GITHUB_TOKEN = getpass.getpass("Paste your GitHub Personal Access Token: ")

!git config --global user.email "{GIT_EMAIL}"

!git config --global user.name "{GIT_NAME}"

!git clone https://{GITHUB_USER}:{GITHUB_TOKEN}@github.com/{GITHUB_USER}/{GITHUB_REPO}.git /content/repo

!cp {local_csv_path} /content/repo/

%cd /content/repo

!git add {filename}

!git commit -m "Update {country_name} products: {filecount} rows - $(date +%Y-%m-%d)"

!git push origin main

print(f"\n✅ Done in {round((time.time()-start)/60, 1)} min")

print(f"File: https://github.com/{GITHUB_USER}/{GITHUB_REPO}/blob/main/{filename}")

print(f"Raw CSV: https://raw.githubusercontent.com/{GITHUB_USER}/{GITHUB_REPO}/main/{filename}")

Step 3: Change It For Your Country

Before you run the cell, edit these 5 lines at the top:

Python

GITHUB_USER = "your-github-username" # put your username

GITHUB_REPO = "off-data" # name of your empty repo

GIT_EMAIL = "you@example.com" # your email

GIT_NAME = "Your Name" # your name

COUNTRY_TAG = "en:india" # change this line if you need data for a different country

For country-specific sites like https://in.openfoodfacts.org/product/, change the URL line to:

'https://in.openfoodfacts.org/product/' || code AS url,

Step 4: Run It

  • Click the play button next to the code cell
  • When prompted, paste your GitHub token and hit Enter
  • Wait ∼5-10 minutes.
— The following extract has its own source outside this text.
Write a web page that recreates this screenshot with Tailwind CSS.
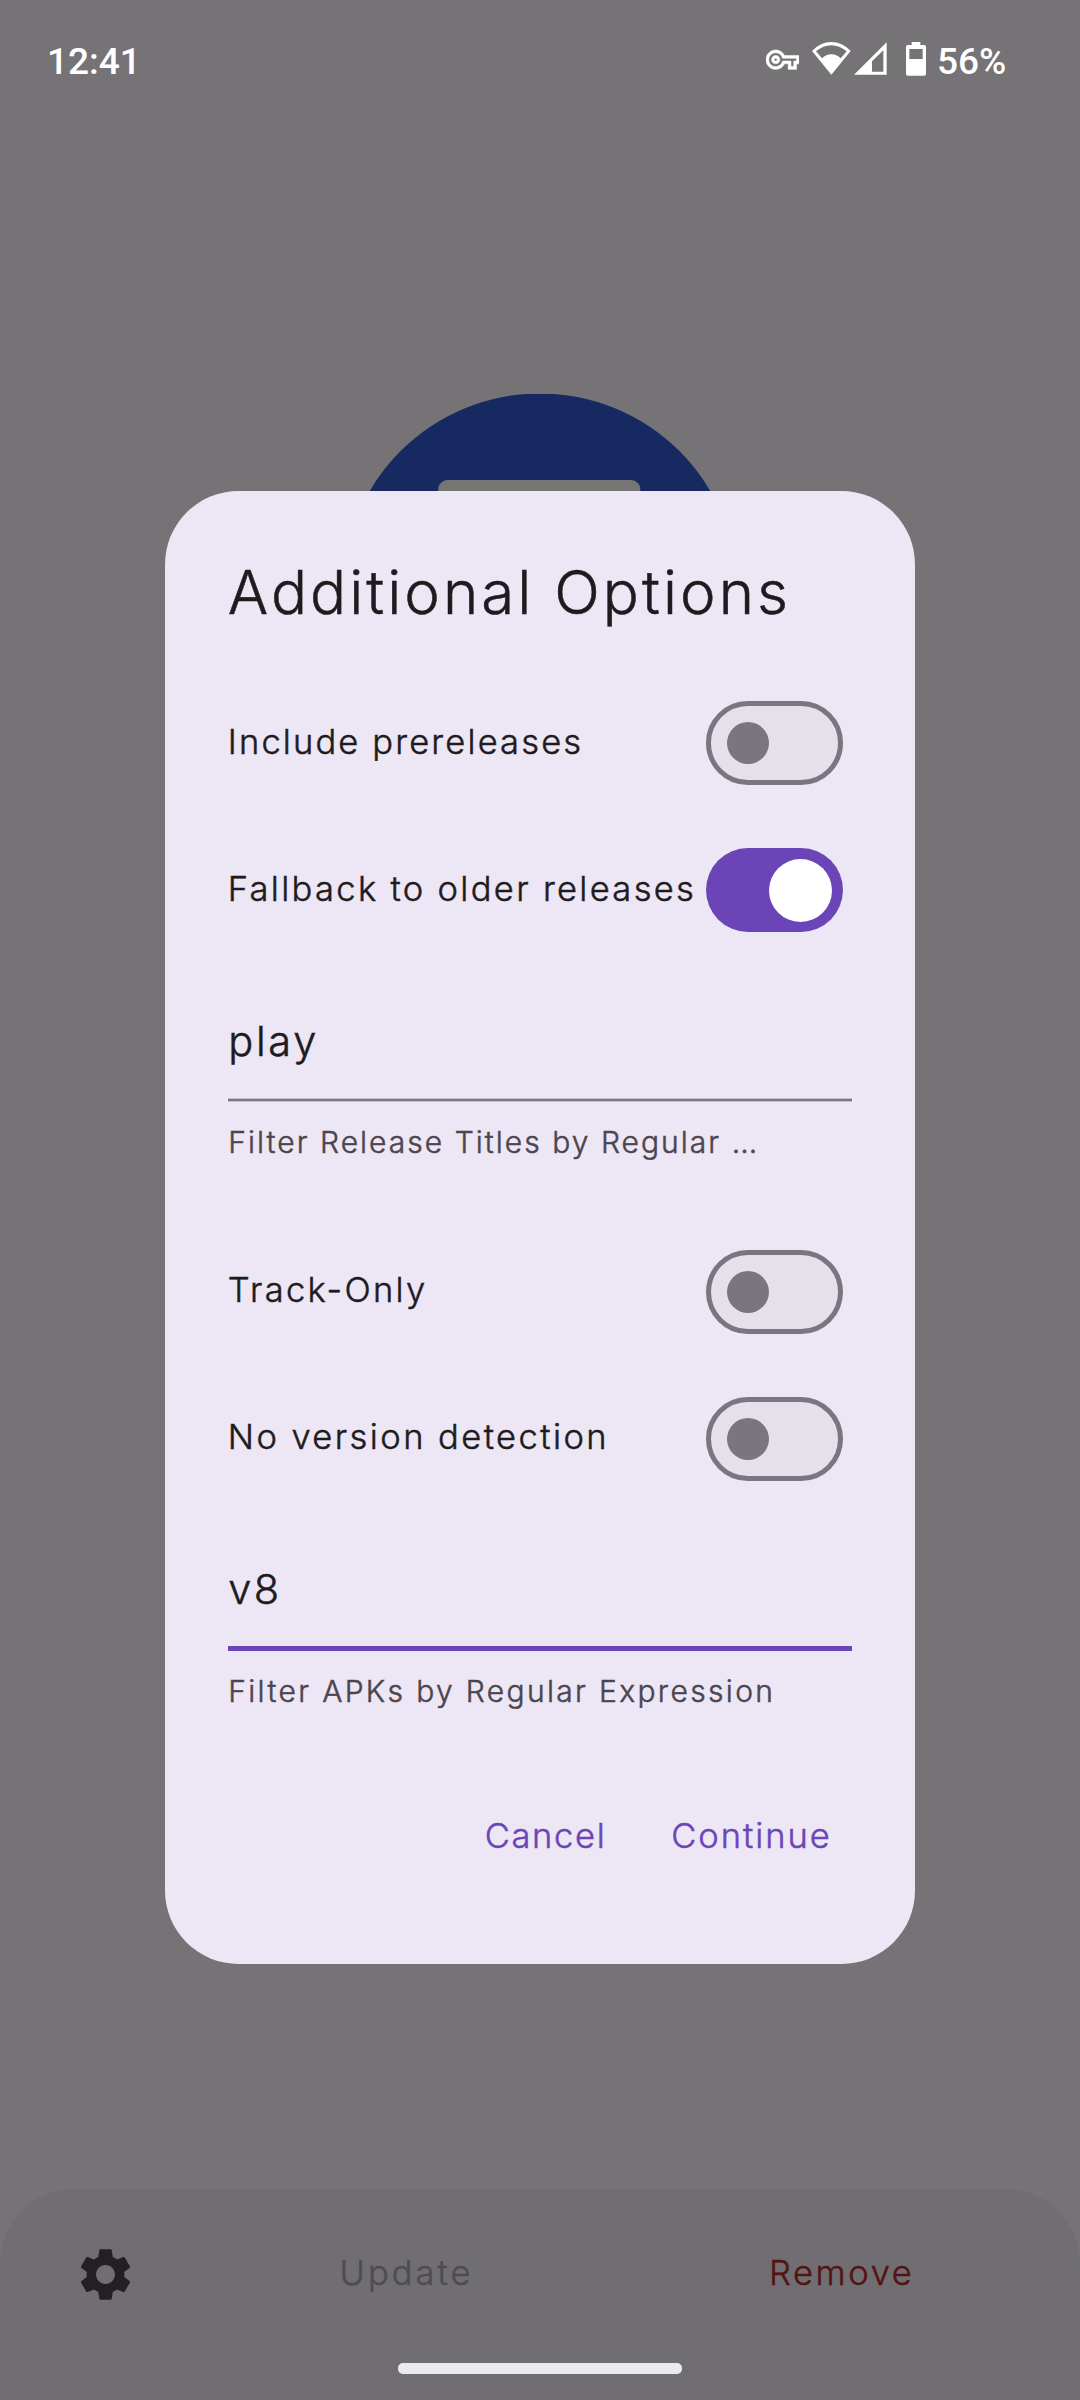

You’ll see progress for each step.
  • When it’s done you’ll get 2 links. The “Raw CSV” link is a direct download anyone can use.
Note: If your file count is >150k, the CSV will be ~30-40MB. GitHub is fine with that, but it'll take 10-20 sec to push.


What’s Happening Under the Hood

  • Download: The script grabs the official Open Food Facts 7.64GB (on 7-July-2026) Parquet file from Hugging Face.  Using hf_hub_download gives us two key benefits: 1) the download resumes automatically if Colab disconnects, so you don’t restart a pull, and 2) HF’s infrastructure avoids the strict rate limits you’d hit querying the file over HTTP directly. You don’t need an account or token for public datasets, though adding one boosts your bandwidth if you hit 429 errors. Essentially, Hugging Face is just the reliable warehouse we fetch the raw data from before DuckDB filters it. 
  • Filter: Uses DuckDB, which can query that huge file without loading it all into memory. It keeps only products tagged with your country. When Colab downloads the file, it saves it to /content/hf_cache on the notebook’s temporary VM disk. This is ephemeral storage that Google provides with every Colab session. It has nothing to do with your Google Drive, Google Cloud, or any other subscribed service you pay for. The VM and its disk are wiped when your runtime disconnects or times out, so you’re not charged for storage.
  • Transform: Pulls out 15 useful fields: barcode, name, brand, nutrients, NOVA score, etc. Adds a url column so you can click straight to the product page.
  • Export: Saves a CSV with the product count in the filename, like india_products_18392.csv
  • Upload: Pushes that CSV to your GitHub repo so it’s public and versioned.

Troubleshooting

  • HTTP 429 error - The code already handles this. If it still fails, add a free Hugging Face token.
  • File too large for GitHub - GitHub’s limit is 100MB. Most country files are 5-40MB. If yours is bigger, switch to Parquet or use Git LFS.
  • Wrong country / 0 rows - Check your COUNTRY_TAG. It must match Open Food Facts exactly. Use en: prefix.
  • Token rejected - Make sure you checked repo scope when creating the token. Generate a new one if needed.

Why This Approach Works

  • No local setup: Colab gives you a free VM with 12GB RAM. Enough to handle the 3.2GB file.
  • No rate limits: Downloads the file once locally. DuckDB then runs offline, so no more API calls.
  • Reproducible: Anyone can run your notebook, change COUNTRY_TAG, and get their own dataset.
  • Public + versioned: GitHub stores every run. You can track how the data changes over time.

You can use this process for any country or schedule it monthly using GitHub Actions.